Maryland, Massachusetts, Minnesota, Nevada, and Oregon could be using state funds, remaining federal grants or request new funds from the federal government, prompting debates among state lawmakers about public spending priorities.

GOP lawmakers in Washington say they don't want another dollar spent on the failing systems, which in total have already been given $700 million in taxpayer funds.

"I don't think more money will solve the problem," Wyoming GOP Sen. John Barrasso told the Journal. "We should stop the bleeding."

Oregon has already been allocated $225 million of federal funds for Covered Oregon, which is on the brink of collapse. It would take another $41 million to upgrade the exchange or migrate to HealthCare.gov, according to Journal estimates.

Minnesota has spent or been allocated $141 million for its exchange and may need about $5 million more. Massachusetts was given close to $135 million and would need another $121 million to stay afloat or switch over.

Maryland had $118 million in federal funds for its faltering exchange and may need another $40 million or $50 million to make things right, while Nevada received $52 million and might need another $25 million, the figures show.

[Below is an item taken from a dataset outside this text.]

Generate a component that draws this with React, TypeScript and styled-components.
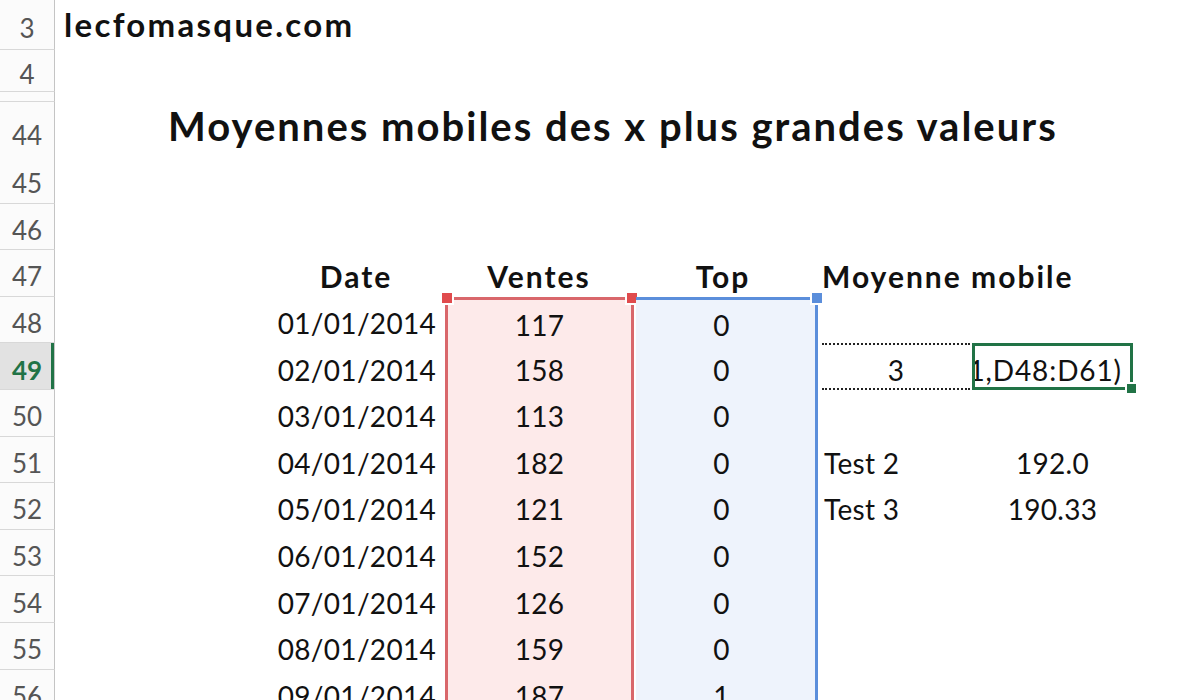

Democrats are sensitive to the political implications of the options facing these states: closures of state exchanges could confirm GOP criticism of Obamacare failures, while spending more federal funds on failing systems could also make Democrats vulnerable to political attacks in an election year.

"We are supporting states' efforts to operate marketplaces that work for consumers and taxpayers in the most cost-effective ways possible," Aaron Albright, spokesman for the Centers for Medicare & Medicaid Services, told the Journal.

"We are closely monitoring how grant money is being spent and working to ensure that all consumers can gain new health coverage options offered in the marketplaces."

In total, 14 states built their own exchanges for 2014 using an estimated $4.7 billion in federal funds. The healthcare law stipulates that state marketplaces must financially sustain themselves after their first start-up year and would not allow grant requests for 2015.